これはワクチン接種者の入院に対する予防効果が、86%であることを意味するという。
だから「いま入院した人の約8割が非接種者」という意味ではない。
ここに数字の理解の難しさがある。
フランスではワクチン接種率が拡大して、人口の75%、うち成人は90%がワクチンを接種している(子供のワクチンは、大人より遅れて始まった)。
いまだにワクチンを打っていない大人は、10%にすぎない。
だから、たとえ予防効果が86%で、接種したにも関わらず発症した人がたったの14%であろうとも、もともとの接種者の数が多いのだから、患者数も多くなる。

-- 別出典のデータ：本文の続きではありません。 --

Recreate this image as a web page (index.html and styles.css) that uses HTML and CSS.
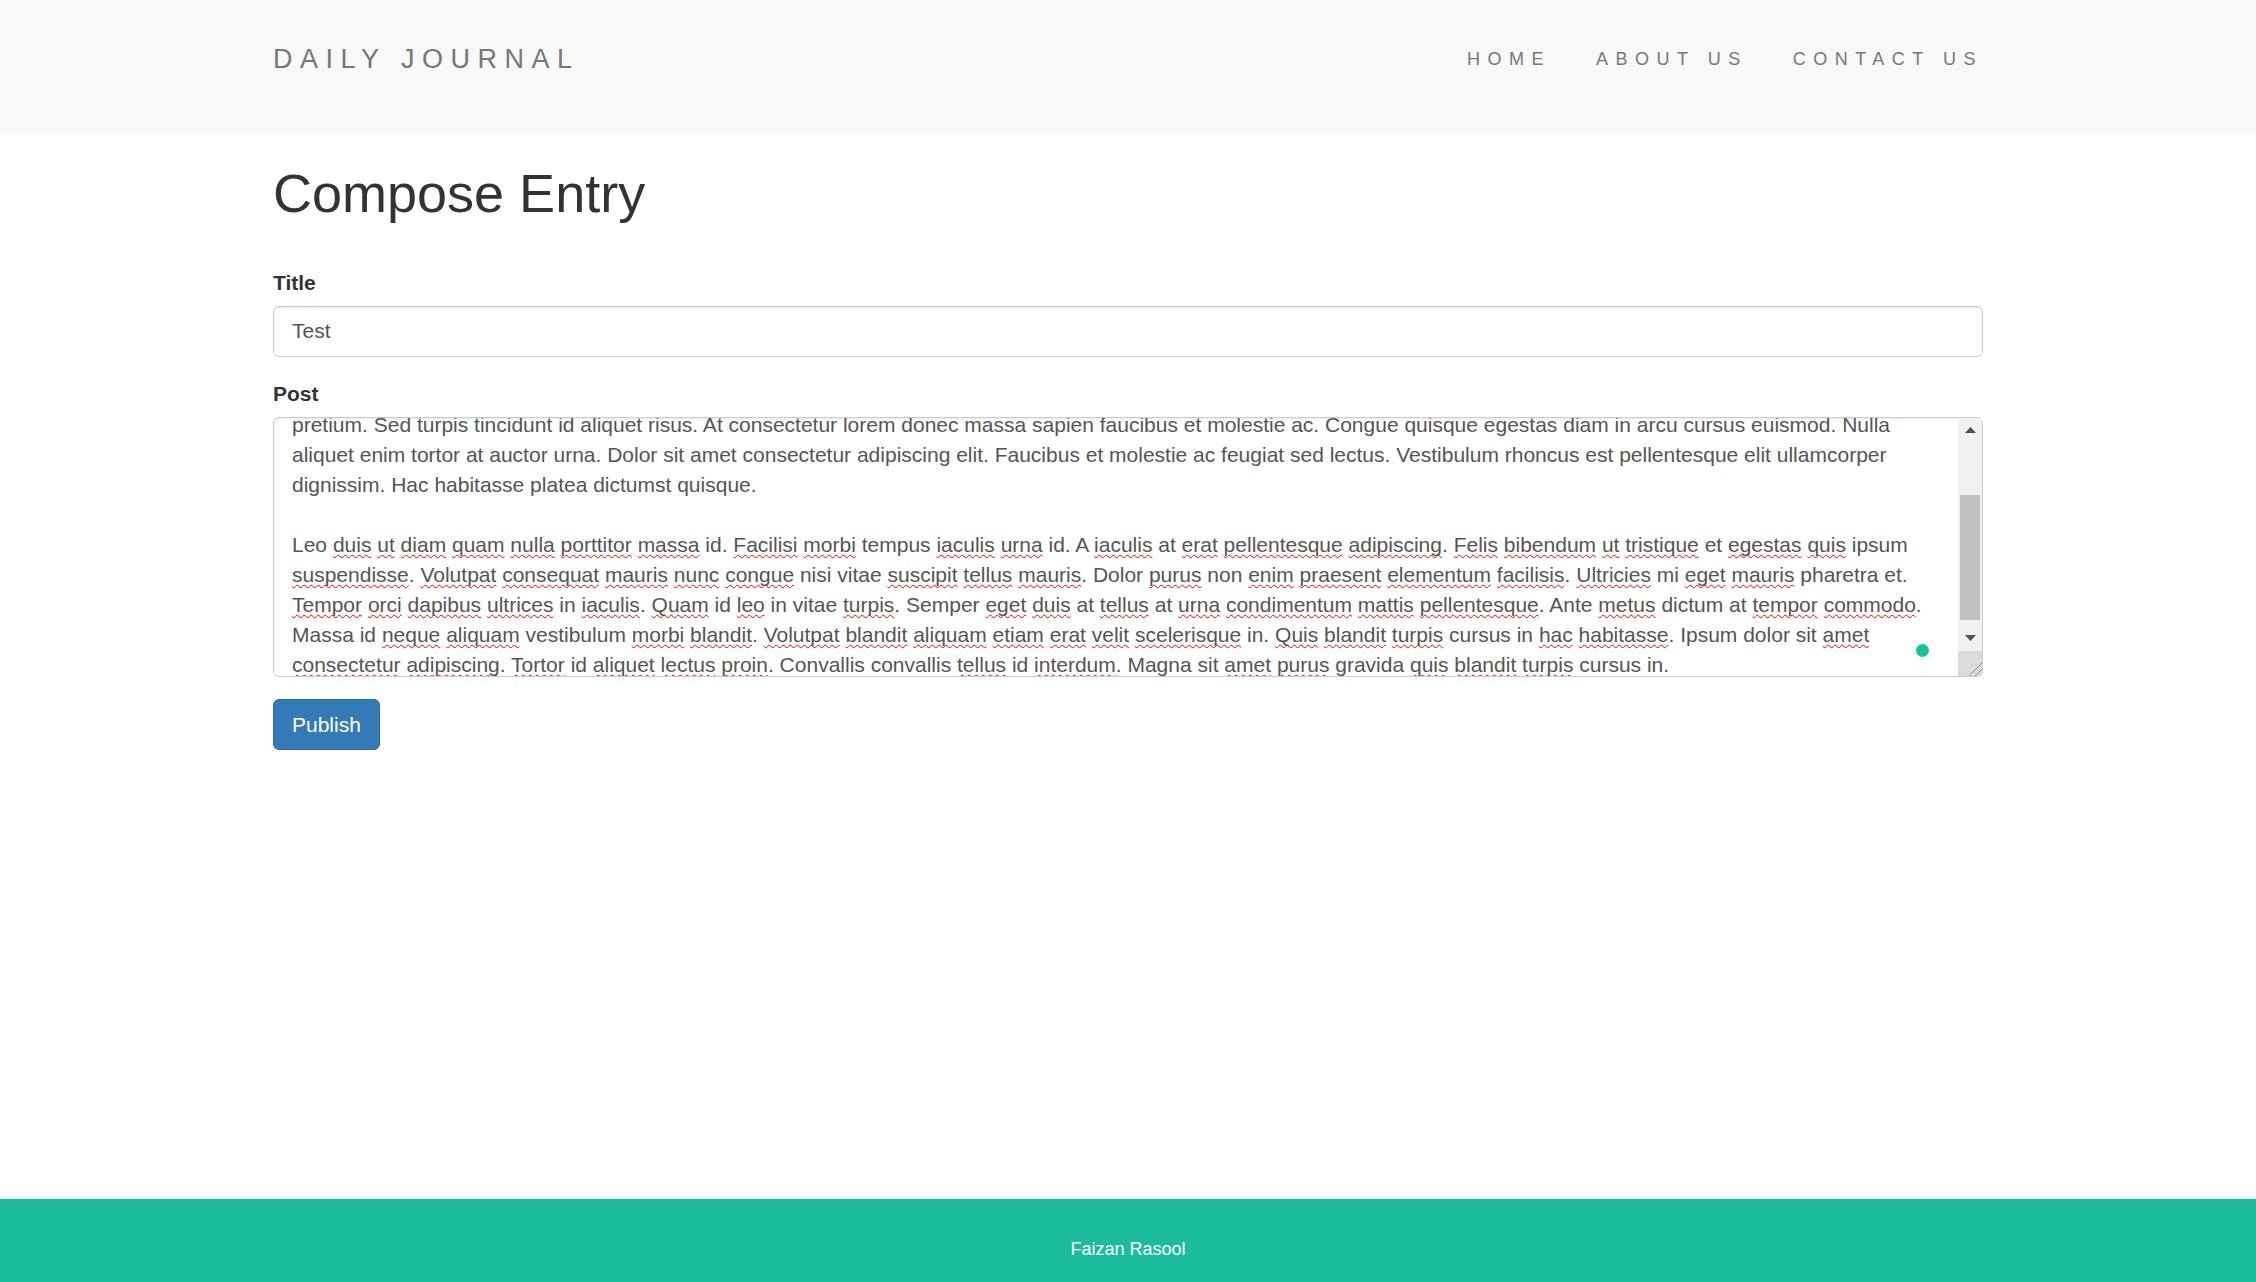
FILE: index.html
```html
<!DOCTYPE html>
<html lang="en">
<head>
<meta charset="utf-8">
<title>Daily Journal</title>
<link rel="stylesheet" href="styles.css">
</head>
<body>
<header class="navbar">
  <div class="container nav-inner">
    <a class="brand" href="#">DAILY JOURNAL</a>
    <ul class="nav-links">
      <li><a href="#">HOME</a></li>
      <li><a href="#">ABOUT US</a></li>
      <li><a href="#">CONTACT US</a></li>
    </ul>
  </div>
</header>

<main class="main">
  <div class="container">
    <h1 class="page-title">Compose Entry</h1>
    <form class="compose-form">
      <div class="form-group">
        <label class="field-label">Title</label>
        <input class="form-control" type="text" value="Test">
      </div>
      <div class="form-group">
        <label class="field-label">Post</label>
        <div class="post-box">
          <div class="post-text">
            <div class="post-lines">
              <div class="ln">pretium. Sed turpis tincidunt id aliquet risus. At consectetur lorem donec massa sapien faucibus et molestie ac. Congue quisque egestas diam in arcu cursus euismod. Nulla</div>
              <div class="ln">aliquet enim tortor at auctor urna. Dolor sit amet consectetur adipiscing elit. Faucibus et molestie ac feugiat sed lectus. Vestibulum rhoncus est pellentesque elit ullamcorper</div>
              <div class="ln">dignissim. Hac habitasse platea dictumst quisque.</div>
              <div class="ln">&nbsp;</div>
              <div class="ln">Leo <span class="m">duis</span> <span class="m">ut</span> <span class="m">diam</span> <span class="m">quam</span> <span class="m">nulla</span> <span class="m">porttitor</span> <span class="m">massa</span> id. <span class="m">Facilisi</span> <span class="m">morbi</span> tempus <span class="m">iaculis</span> <span class="m">urna</span> id. A <span class="m">iaculis</span> at <span class="m">erat</span> <span class="m">pellentesque</span> <span class="m">adipiscing</span>. <span class="m">Felis</span> <span class="m">bibendum</span> <span class="m">ut</span> <span class="m">tristique</span> et <span class="m">egestas</span> <span class="m">quis</span> ipsum</div>
              <div class="ln"><span class="m">suspendisse</span>. <span class="m">Volutpat</span> <span class="m">consequat</span> <span class="m">mauris</span> <span class="m">nunc</span> <span class="m">congue</span> nisi vitae <span class="m">suscipit</span> <span class="m">tellus</span> <span class="m">mauris</span>. Dolor <span class="m">purus</span> non <span class="m">enim</span> <span class="m">praesent</span> <span class="m">elementum</span> <span class="m">facilisis</span>. <span class="m">Ultricies</span> mi <span class="m">eget</span> <span class="m">mauris</span> pharetra et.</div>
              <div class="ln"><span class="m">Tempor</span> <span class="m">orci</span> <span class="m">dapibus</span> <span class="m">ultrices</span> in <span class="m">iaculis</span>. <span class="m">Quam</span> id <span class="m">leo</span> in vitae <span class="m">turpis</span>. Semper <span class="m">eget</span> <span class="m">duis</span> at <span class="m">tellus</span> at <span class="m">urna</span> <span class="m">condimentum</span> <span class="m">mattis</span> <span class="m">pellentesque</span>. Ante <span class="m">metus</span> dictum at <span class="m">tempor</span> <span class="m">commodo</span>.</div>
              <div class="ln">Massa id <span class="m">neque</span> <span class="m">aliquam</span> vestibulum <span class="m">morbi</span> <span class="m">blandit</span>. <span class="m">Volutpat</span> <span class="m">blandit</span> <span class="m">aliquam</span> <span class="m">etiam</span> <span class="m">erat</span> <span class="m">velit</span> <span class="m">scelerisque</span> in. <span class="m">Quis</span> <span class="m">blandit</span> <span class="m">turpis</span> cursus in <span class="m">hac</span> <span class="m">habitasse</span>. Ipsum dolor sit <span class="m">amet</span></div>
              <div class="ln"><span class="m">consectetur</span> <span class="m">adipiscing</span>. <span class="m">Tortor</span> id <span class="m">aliquet</span> <span class="m">lectus</span> <span class="m">proin</span>. Convallis convallis <span class="m">tellus</span> id <span class="m">interdum</span>. Magna sit <span class="m">amet</span> <span class="m">purus</span> gravida <span class="m">quis</span> <span class="m">blandit</span> <span class="m">turpis</span> cursus in.</div>
            </div>
          </div>
          <div class="scrollbar">
            <div class="sb-btn">
              <svg width="11" height="6" viewBox="0 0 11 6"><path d="M0 6 L5.5 0 L11 6 Z" fill="#505050"/></svg>
            </div>
            <div class="sb-track"><div class="sb-thumb"></div></div>
            <div class="sb-btn">
              <svg width="11" height="6" viewBox="0 0 11 6"><path d="M0 0 L11 0 L5.5 6 Z" fill="#505050"/></svg>
            </div>
            <div class="sb-corner">
              <svg width="24" height="25" viewBox="0 0 24 25"><path d="M11 25 L24 12 M17 25 L24 18" stroke="#8c8c8c" stroke-width="1" fill="none"/></svg>
            </div>
          </div>
          <span class="status-dot"></span>
        </div>
      </div>
      <button class="btn-primary" type="button">Publish</button>
    </form>
  </div>
</main>

<footer class="footer">
  <p class="footer-text">Faizan Rasool</p>
</footer>
</body>
</html>
```

FILE: styles.css
```css
* {
  box-sizing: border-box;
}

html, body {
  margin: 0;
  padding: 0;
}

body {
  min-height: 100vh;
  display: flex;
  flex-direction: column;
  font-family: "Liberation Sans", Arial, Helvetica, sans-serif;
  font-size: 21px;
  line-height: 30px;
  color: #333;
  background: #fff;
}

.container {
  width: 1710px;
  margin: 0 auto;
}

/* Navbar */
.navbar {
  background: #f8f8f8;
  height: 134px;
  flex: none;
}

.nav-inner {
  display: flex;
  justify-content: space-between;
  align-items: flex-start;
  padding-top: 44px;
}

.brand {
  font-size: 27px;
  line-height: 30px;
  letter-spacing: 7.5px;
  color: #777;
  text-decoration: none;
}

.nav-links {
  display: flex;
  list-style: none;
  margin: 0 -22.5px 0 0;
  padding: 0;
}

.nav-links a {
  display: block;
  padding: 0 22.5px;
  font-size: 18px;
  line-height: 30px;
  letter-spacing: 7.5px;
  color: #777;
  text-decoration: none;
}

/* Main */
.main {
  flex: 1;
}

.page-title {
  margin: 30px 0 45px;
  font-size: 54px;
  line-height: 1.1;
  font-weight: 500;
  color: #333;
}

.compose-form {
  margin: 0;
}

.form-group {
  margin-bottom: 22.5px;
}

.field-label {
  display: block;
  font-weight: bold;
  font-size: 21px;
  line-height: 30px;
  margin-bottom: 7.5px;
  color: #333;
}

.form-control {
  display: block;
  width: 100%;
  height: 51px;
  padding: 9px 18px;
  font-family: "Liberation Sans", Arial, Helvetica, sans-serif;
  font-size: 21px;
  line-height: 30px;
  color: #555;
  background: #fff;
  border: 1px solid #ccc;
  border-radius: 6px;
  box-shadow: inset 0 1.5px 1.5px rgba(0, 0, 0, 0.075);
  outline: none;
}

/* Fake scrolled textarea */
.post-box {
  position: relative;
  display: flex;
  height: 260px;
  border: 1px solid #ccc;
  border-radius: 6px;
  background: #fff;
  overflow: hidden;
  box-shadow: inset 0 1.5px 1.5px rgba(0, 0, 0, 0.075);
}

.post-text {
  flex: 1;
  min-width: 0;
  display: flex;
  flex-direction: column;
  justify-content: flex-end;
  overflow: hidden;
  padding: 0 18px;
  color: #555;
  font-size: 21px;
  line-height: 30px;
}

.post-lines {
  flex: none;
  margin-bottom: -4px;
}

.ln {
  white-space: nowrap;
}

.m {
  text-decoration: underline wavy #ff0000;
  text-decoration-thickness: 1px;
  text-underline-offset: 2px;
  text-decoration-skip-ink: none;
}

.scrollbar {
  flex: none;
  width: 24px;
  display: flex;
  flex-direction: column;
  background: #f1f1f1;
}

.sb-btn {
  height: 25px;
  display: flex;
  align-items: center;
  justify-content: center;
}

.sb-btn svg {
  display: block;
}

.sb-track {
  flex: 1;
  display: flex;
  flex-direction: column;
  padding: 52px 2px 6px;
}

.sb-thumb {
  flex: 1;
  background: #c1c1c1;
}

.sb-corner {
  height: 25px;
  background: #dcdcdc;
}

.sb-corner svg {
  display: block;
}

.status-dot {
  position: absolute;
  right: 53px;
  bottom: 19px;
  width: 13px;
  height: 13px;
  border-radius: 50%;
  background: #15c39a;
}

.btn-primary {
  display: inline-block;
  height: 51px;
  padding: 0 18px;
  font-family: "Liberation Sans", Arial, Helvetica, sans-serif;
  font-size: 21px;
  line-height: 30px;
  color: #fff;
  background: #337ab7;
  border: 1px solid #2e6da4;
  border-radius: 6px;
  cursor: pointer;
}

/* Footer */
.footer {
  flex: none;
  height: 83px;
  background: #1abc9c;
  padding-top: 35px;
}

.footer-text {
  margin: 0;
  text-align: center;
  font-size: 18px;
  line-height: 30px;
  color: #fff;
}
```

逆の言い方をすれば、フランス人口約6700万人が全員ワクチンを接種すれば、入院患者は、全員接種者となる。
現在は、入院患者数では、ワクチン非接種者が43%であるのに対し、ワクチン接種者は57%となっている。
つまり、大人でワクチン接種をしていないのは、たった1割しかいないのに、入院患者の半分弱を占めていることになる。
そしてラコンブ医師の発言に従えば、ワクチン接種しても入院した人のほとんどは、何か疾患をもっていた人か、ワクチンの間があきすぎている人だったということだ。
フランス人も混乱していたが、メディアが正しく事実をチェックをする機能が働いたおかげで、正しい理解が得られてきているようだ。
メディアに、信頼できる常設のチェック機関があるというのは、本当に大事である。日本には存在しない。
世界でも同じようなことが起きている
世界保健機関(WHO)のテドロス事務局長も、同じような内容の発言をしている。
12月22日、彼は「入院や死亡の大半はワクチンを接種していない人であり、追加接種していない人ではない」と語った。
ーーオミクロンのようなデータ変異株にもワクチンは効果がある。限りあるワクチンを、お金持ちの国の、すでに接種している人たちの誰に対してでも投与したところで、パンデミックを完全に終わらせる事はできないだけではなく、長引かせ、さらなる変異を生む可能性を与えている。
追加接種プログラムは126カ国が既に指示を出しているが、貧しい国ではまだであるーーという内容である。
もともとWHOは、医療は人権であるとし、世界の人々に医療を与えるための国連機関だ。国連加盟国は約200カ国、約70カ国の人々が置き去りになっていると訴えたわけである。
それではテドロス氏の発言も「誤解を招く」のかというと、おそらくそんなことはないと思われる。世界では、接種していない人や、効果の薄いワクチンしか接種していない人が大勢いるのだから。
例えばフランスでも、6月初旬、高齢者の2回の接種には目処がたったが、全人口の2回の接種はまだまだこれからで、拍車がかかって行こうという時期の数字はどうだったか。
1日の入院患者数に占めるワクチン未接種者の割合は、圧倒的多数の85%だったのだ。打っていない人の絶対数が多いので、こうなった。
これは、現在の世界全体の現状に当てはまるかもしれない。テドロス氏のいうことは正しいのだろう。
日本のように、相対的に安全な国では想像がつきにくいかもしれないが、ワクチン接種は自分だけではなく、他の人たちと医療従事者を守るものだと、つくづく実感する。
さすがに3回、4回の接種になってくると、今後どうなるのだろうと、不安が増してくるのも事実だが・・・。